When I first encountered the Enneagram personality-typing system, I quickly identified myself as a Type 4. In so many ways — both the good ways and the bad ways — I saw parts of myself in the Type 4 patterns. (My “wings” are balanced between 3 and 5.) But I never could quite identify with the vice that’s said to be the core flaw of the type: Envy.
I intellectualize my envy. I’ve always told myself it’s not really envy. It’s just a realization that I wish I could do better for myself in some ways. It’s a desire for self-improvement. I don’t wish bad things on anyone. I don’t wish I were them. I don’t want to take good things from them.
But as I politely exchanged pleasantries a few minutes ago with Julie and her husband, there was nothing detached or intellectual about the feeling. It was burning envy. It was an angry and irrational frustration that someone else had what I so desperately want.
I try to be honest with myself about my many flaws, but I’m just as prone to self-deception as everyone else is. (You, too. Yes. You.) In fact, I know — at least in theory — that there’s no one in the world who I can deceive as easily as I can deceive myself.
In the middle of the burning envy that I feel right now, I realize I can’t lie to myself. This is envy. This is anger. This is a raging frustration that I don’t have the things I need and want the most. I don’t want other people to be unhappy or to not have the things they need. But there is an ugly part of me hidden inside that whispers, “Why does he have something I desperately want — when he doesn’t even deserve what he has?”

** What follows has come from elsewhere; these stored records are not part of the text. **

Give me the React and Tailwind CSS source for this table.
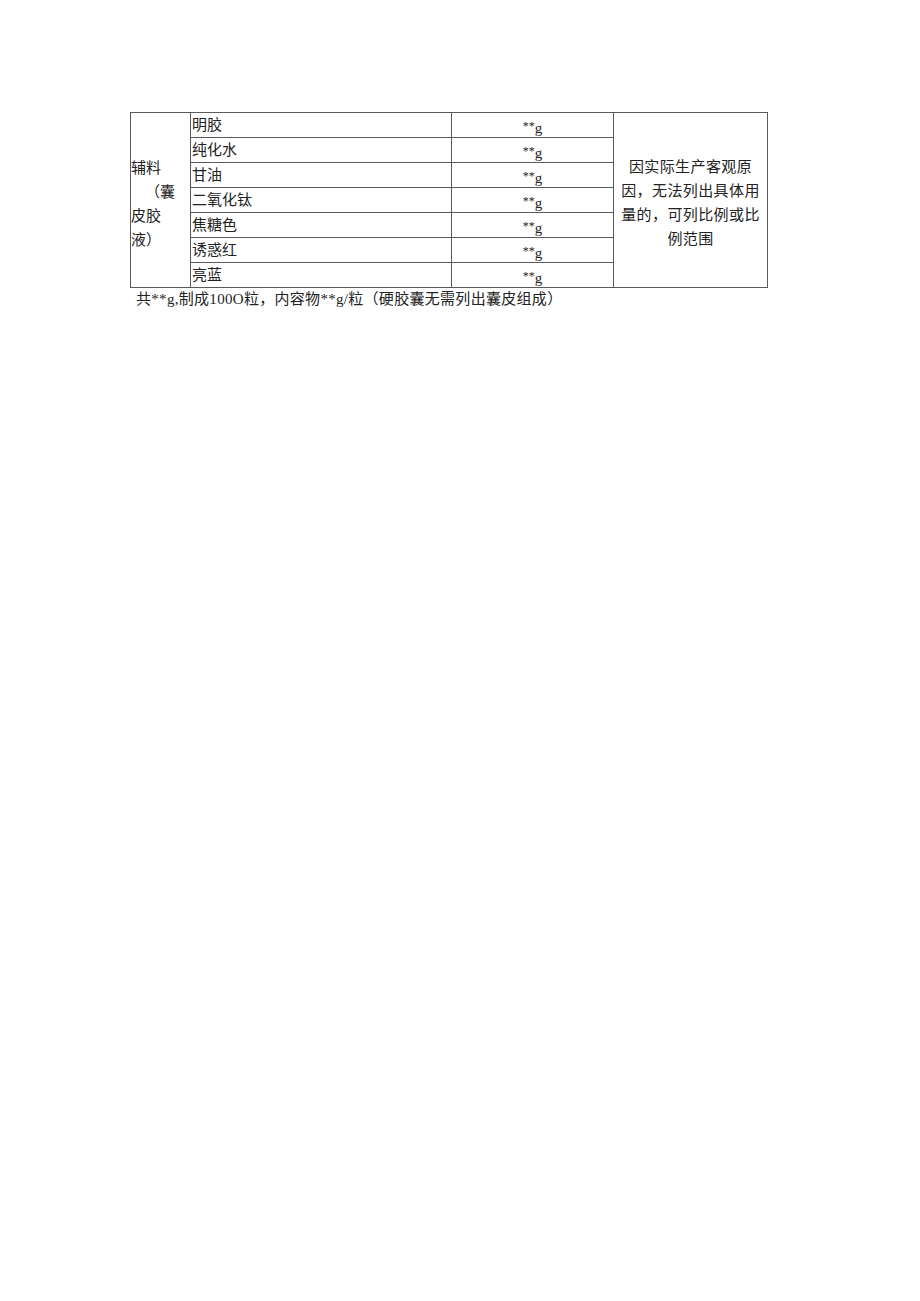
import React from 'react';

const rows = ['明胶', '纯化水', '甘油', '二氧化钛', '焦糖色', '诱惑红', '亮蓝'];

function Amount() {
  return (
    <span className="inline-flex items-baseline">
      <span className="text-[12px] leading-none">**</span>
      <span className="relative top-[3px] text-[15px] leading-none">g</span>
    </span>
  );
}

export default function App() {
  return (
    <div
      className="w-[920px] h-[1301px] bg-white text-[#222]"
      style={{ fontFamily: '"Liberation Serif", "Noto Sans CJK SC", serif' }}
    >
      <div className="pt-[112px] pl-[130px]">
        <table className="border-collapse table-fixed w-[637px]">
          <colgroup>
            <col className="w-[60px]" />
            <col className="w-[261px]" />
            <col className="w-[162px]" />
            <col className="w-[154px]" />
          </colgroup>
          <tbody>
            {rows.map((name, i) => (
              <tr key={name} className="h-[25px]">
                {i === 0 && (
                  <td
                    rowSpan={7}
                    className="border border-[#5a5a5a] p-0 pt-[8px] align-middle text-[15px] leading-[24px]"
                  >
                    <div>辅料</div>
                    <div className="pl-[14px]">（囊</div>
                    <div>皮胶</div>
                    <div>液）</div>
                  </td>
                )}
                <td className="border border-[#5a5a5a] p-0 pl-[1px] text-[15px] leading-[24px] align-middle">
                  {name}
                </td>
                <td className="border border-[#5a5a5a] p-0 text-center align-middle">
                  <Amount />
                </td>
                {i === 0 && (
                  <td
                    rowSpan={7}
                    className="border border-[#5a5a5a] p-0 pt-[6px] text-center align-middle text-[15px] leading-[24px] tracking-[0.4px]"
                  >
                    <div>因实际生产客观原</div>
                    <div>因，无法列出具体用</div>
                    <div>量的，可列比例或比</div>
                    <div>例范围</div>
                  </td>
                )}
              </tr>
            ))}
          </tbody>
        </table>
        <div className="pl-[6px] pt-[1px] text-[15px] leading-[20px] tracking-[0.3px]">
          共**g,制成100O粒，内容物**g/粒（硬胶囊无需列出囊皮组成）
        </div>
      </div>
    </div>
  );
}
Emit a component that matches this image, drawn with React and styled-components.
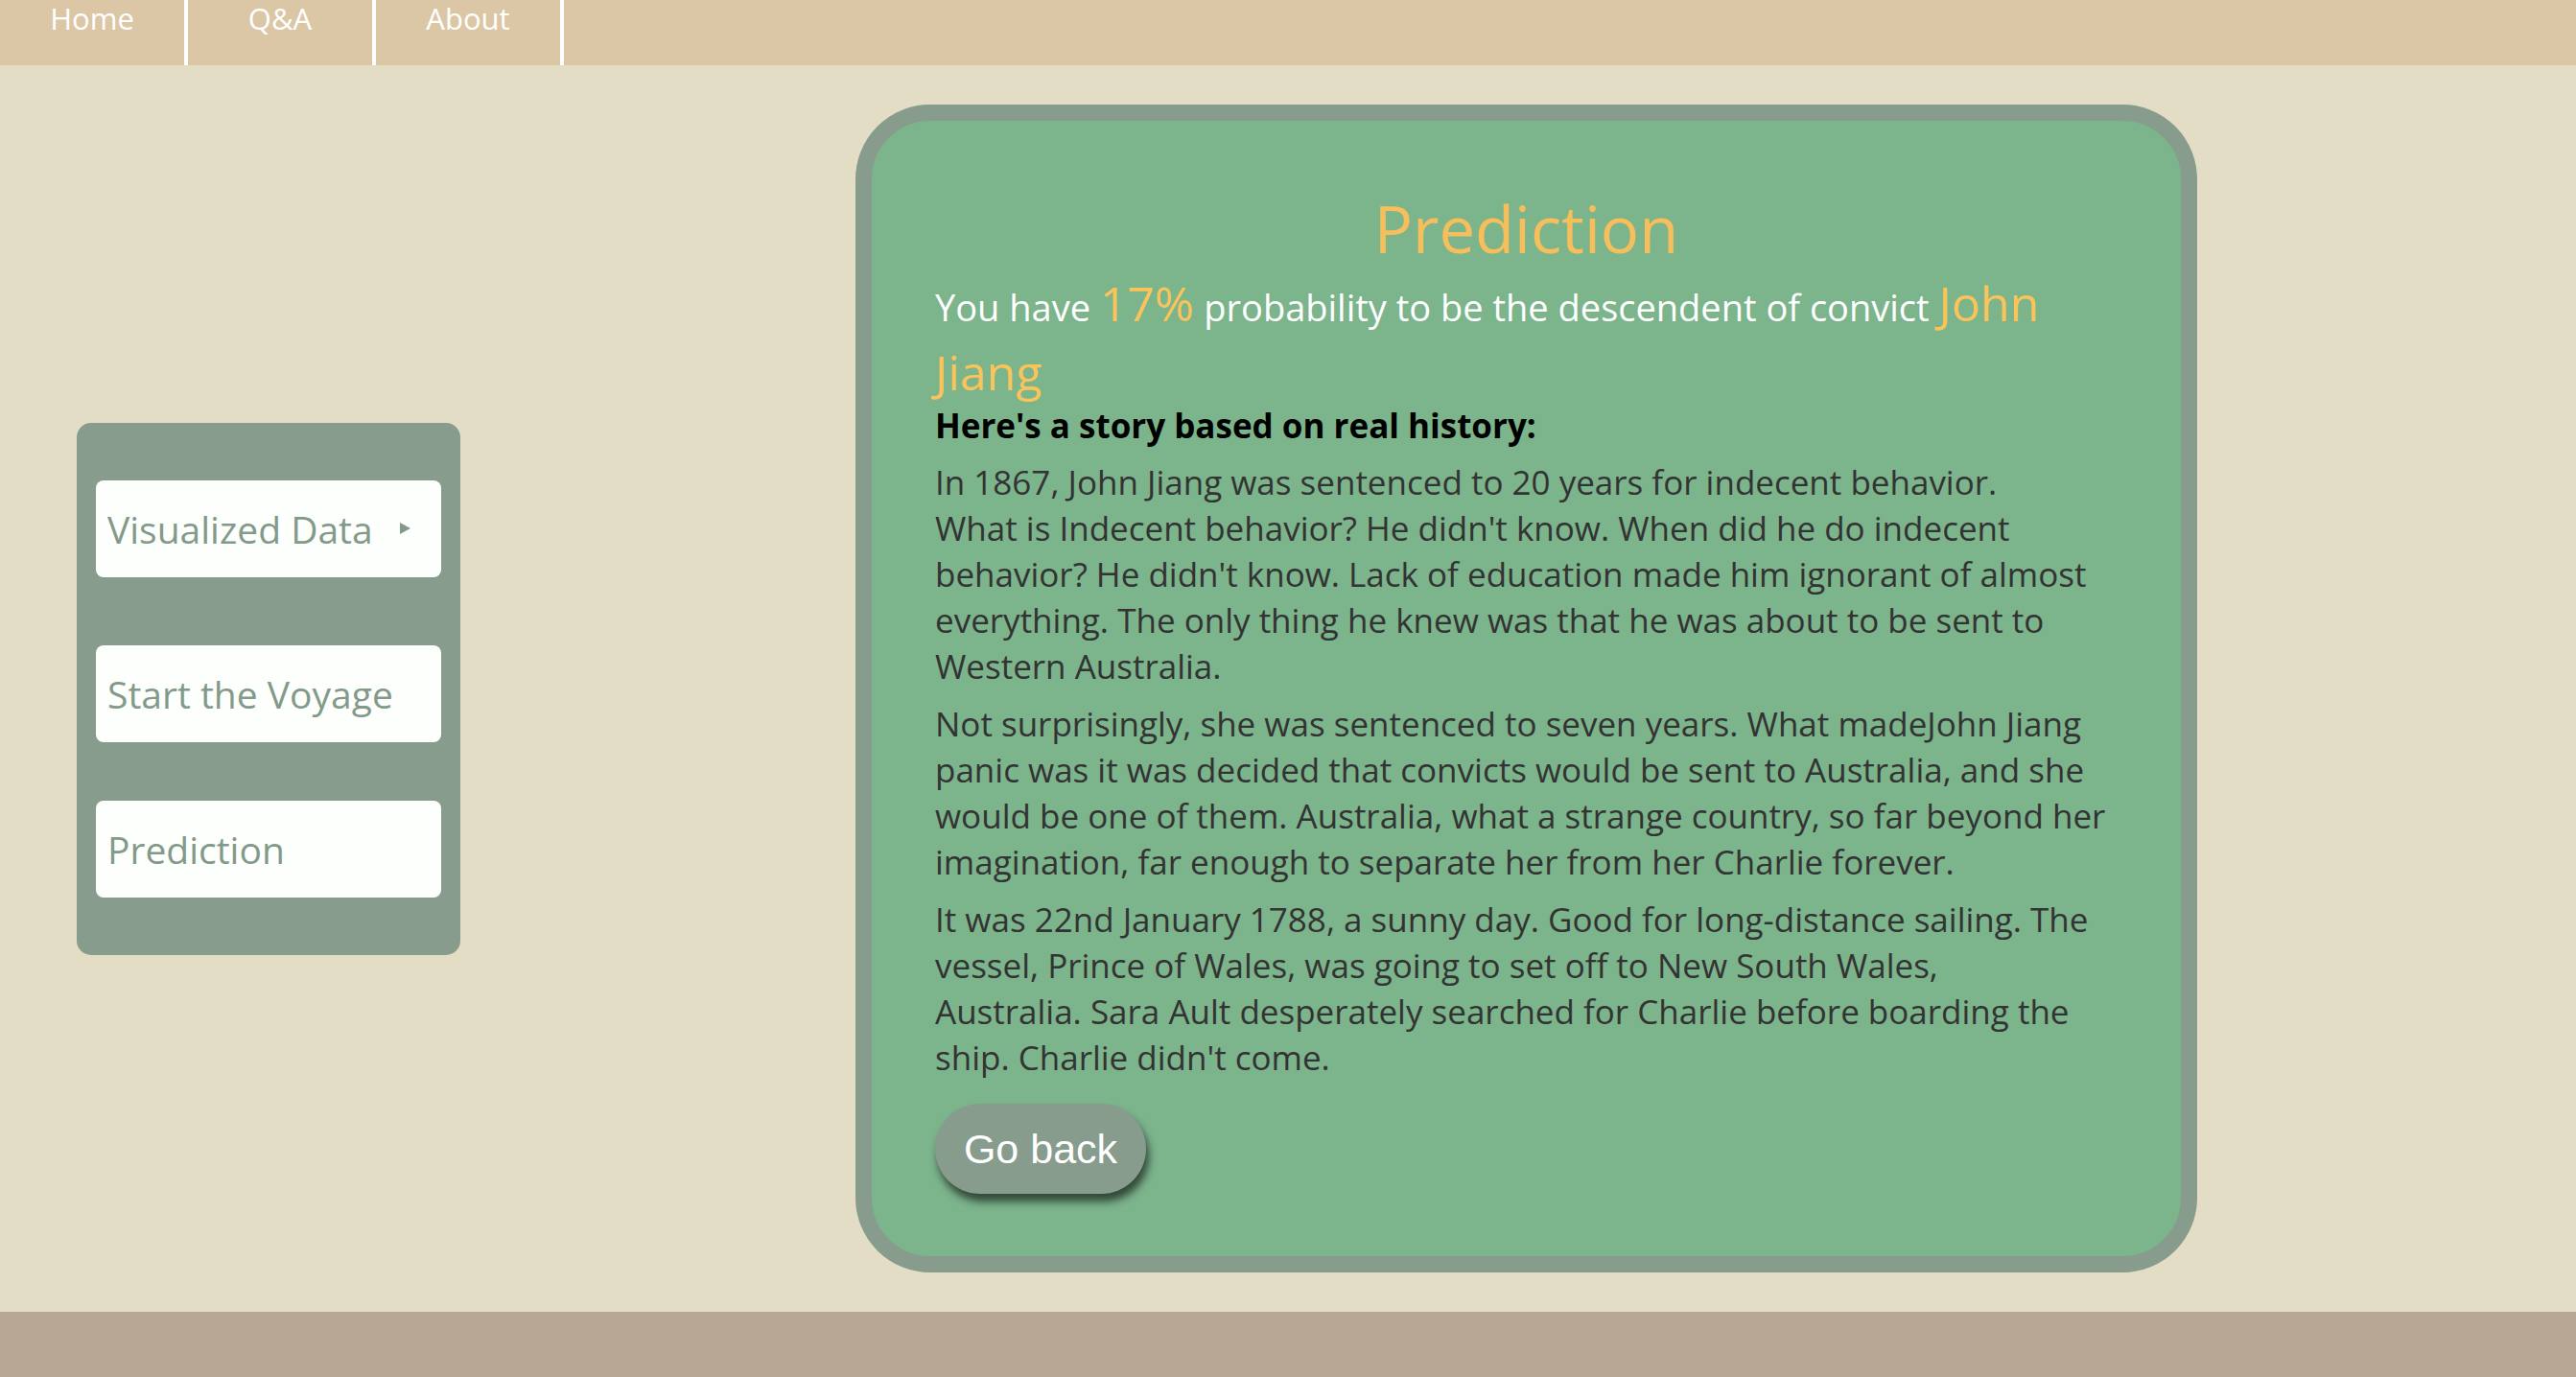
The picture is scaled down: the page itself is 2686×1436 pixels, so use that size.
import React from 'react';
import styled, { createGlobalStyle } from 'styled-components';

// base page styles
const GlobalStyle = createGlobalStyle`
  html, body {
    margin: 0;
    padding: 0;
    background-color: #e2ddc4;
  }
  * {
    box-sizing: border-box;
  }
`;

const Page = styled.div`
  font-family: 'Open Sans', sans-serif;
  min-height: 100vh;
  display: flex;
  flex-direction: column;
  background-color: #e2ddc4;
`;

// top navigation
const NavBar = styled.nav`
  height: 68px;
  background-color: #dbc7a6;
  display: flex;
`;

const NavItem = styled.a`
  width: 196px;
  height: 68px;
  border-right: 4px solid #ffffff;
  color: #ffffff;
  font-size: 31px;
  line-height: 38px;
  text-align: center;
  text-decoration: none;
  cursor: pointer;
`;

const Main = styled.main`
  flex: 1;
  display: flex;
  align-items: center;
  padding: 40px 0 40px 80px;
`;

// left menu
const SideMenu = styled.aside`
  width: 400px;
  padding: 60px 20px;
  background-color: #879c8c;
  border-radius: 15px;
  display: flex;
  flex-direction: column;
  gap: 61px;
`;

const MenuButton = styled.button`
  height: 101px;
  margin-bottom: ${(p) => (p.$dropdown ? '10px' : '0')};
  padding: 0 12px;
  border: none;
  border-radius: 8px;
  background-color: #fdfffd;
  color: #839a8a;
  font-family: 'Open Sans', sans-serif;
  font-size: 39px;
  text-align: left;
  display: flex;
  align-items: center;
  cursor: pointer;
`;

const Caret = styled.svg`
  width: 11px;
  height: 12px;
  margin-left: 28px;
  fill: #839a8a;
`;

// result card
const Card = styled.section`
  width: 1399px;
  margin-left: 412px;
  padding: 72px 66px 65px;
  background-color: #7cb48c;
  border: 17px solid #879c8c;
  border-radius: 78px;
`;

const Title = styled.h1`
  margin: 0 0 4px;
  font-size: 67px;
  font-weight: 400;
  line-height: 80px;
  color: #f6bf5b;
  text-align: center;
`;

const Verdict = styled.p`
  margin: 0;
  font-size: 38px;
  line-height: 68px;
  color: #ffffff;
`;

const Highlight = styled.span`
  font-size: 50px;
  color: #fbc45a;
`;

const StoryHeading = styled.h3`
  margin: 0 0 17px;
  font-size: 35px;
  font-weight: 700;
  line-height: 36px;
  color: #000000;
`;

const Story = styled.p`
  margin: 0 0 12px;
  font-size: 35px;
  line-height: 48px;
  color: #333333;
`;

const Line = styled.span`
  display: block;
`;

const BackButton = styled.button`
  margin-top: 12px;
  width: 220px;
  height: 94px;
  border: none;
  border-radius: 47px;
  background-color: #879c8c;
  color: #ffffff;
  font-family: 'Liberation Sans', Arial, sans-serif;
  font-size: 43px;
  box-shadow: 3px 8px 8px rgba(0, 0, 0, 0.6);
  cursor: pointer;
`;

const Footer = styled.footer`
  height: 68px;
  background-color: #b7a794;
`;

const story = [
  [
    'In 1867, John Jiang was sentenced to 20 years for indecent behavior.',
    "What is Indecent behavior? He didn't know. When did he do indecent",
    "behavior? He didn't know. Lack of education made him ignorant of almost",
    'everything. The only thing he knew was that he was about to be sent to',
    'Western Australia.',
  ],
  [
    'Not surprisingly, she was sentenced to seven years. What madeJohn Jiang',
    'panic was it was decided that convicts would be sent to Australia, and she',
    'would be one of them. Australia, what a strange country, so far beyond her',
    'imagination, far enough to separate her from her Charlie forever.',
  ],
  [
    'It was 22nd January 1788, a sunny day. Good for long-distance sailing. The',
    'vessel, Prince of Wales, was going to set off to New South Wales,',
    'Australia. Sara Ault desperately searched for Charlie before boarding the',
    "ship. Charlie didn't come.",
  ],
];

const App = () => {
  return (
    <Page>
      <GlobalStyle />
      <NavBar>
        <NavItem>Home</NavItem>
        <NavItem>Q&amp;A</NavItem>
        <NavItem>About</NavItem>
      </NavBar>

      <Main>
        <SideMenu>
          <MenuButton $dropdown>
            Visualized Data
            <Caret viewBox="0 0 11 12">
              <path d="M0 0 L11 6 L0 12 Z" />
            </Caret>
          </MenuButton>
          <MenuButton>Start the Voyage</MenuButton>
          <MenuButton>Prediction</MenuButton>
        </SideMenu>

        <Card>
          <Title>Prediction</Title>
          <Verdict>
            You have <Highlight>17%</Highlight> probability to be the descendent of convict{' '}
            <Highlight>John</Highlight> <Highlight>Jiang</Highlight>
          </Verdict>
          <StoryHeading>Here's a story based on real history:</StoryHeading>
          {story.map((para, i) => (
            <Story key={i}>
              {para.map((line, j) => (
                <Line key={j}>{line}</Line>
              ))}
            </Story>
          ))}
          <BackButton>Go back</BackButton>
        </Card>
      </Main>

      <Footer />
    </Page>
  );
};

export default App;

Caught in the grips of this envy, it’s easy for me to think there must be something unfair about other people having what I want, especially when so many of those people don’t seem any more “deserving” than I do. Why does he have the financial success that I used to want so much? Why don’t I have it? Why does he have a loving wife and adoring children? He doesn’t even appreciate her. Why don’t I have that adoring family? The ugly questions go on and they mock me.
The rational side of my brain has answers to all the questions. I know why I’ve made the decisions I’ve made. I regret some of them. I don’t regret others. But I understand why I made every decision I’ve made. I know the factors which created me in the past. And I know I’m responsible for what I currently have — and for what I don’t have.
I know that. I accept that. But as the envy and anger rise within me in a moment such as this, none of that cool intellectual certainty matters. I feel like a child who has been denied the love and care and attention which he needs.
Just barely underneath the calm and composed exterior — the one that allows me to gracefully congratulate Julie and her husband about their wonderful news — there is rage and boiling envy.
“I deserve better!” this envious and childish self screams in foolish self-righteousness.
I know why I’m where I am.
I know why I’m alone.
I know the decisions that have led me here. I really do.
But that doesn’t stop me from feeling pain and anger. It doesn’t stop me from resenting other people who have what I want — even if I normally lie to myself and say that what I feel isn’t resentment at all.
I’m glad I was able to say the right things to Julie and her husband. I’m glad that neither my words nor my face gave me away. I’m happy that I know how to be such a liar in a socially acceptable way.
It’s not appropriate for me to feel this way — not socially and not psychologically. It’s not healthy. I know that. But there are times when the mask slips enough that I have to see the ugly parts of myself that I prefer to hide from.
I know from studying the Enneagram why I feel the ways that I do. I know that it has to do with fears of being abandoned. I know it has to do with fears of not being good enough. I know that it comes from the deep dread of being flawed and incapable of being what everyone else can be. I know all that.
But that intellectual knowledge doesn’t help. For the moment, I’m just a scared and abandoned child who is terrified and in desperate need. I don’t look that way. I look like a well-dressed businessman sitting in a restaurant in dress clothes and a nice tie.
But there is a tremendous gap between the calm exterior and the raging envy which is screaming in my heart tonight. I don’t like it, but sometimes the truth is too obvious to deny, even to myself.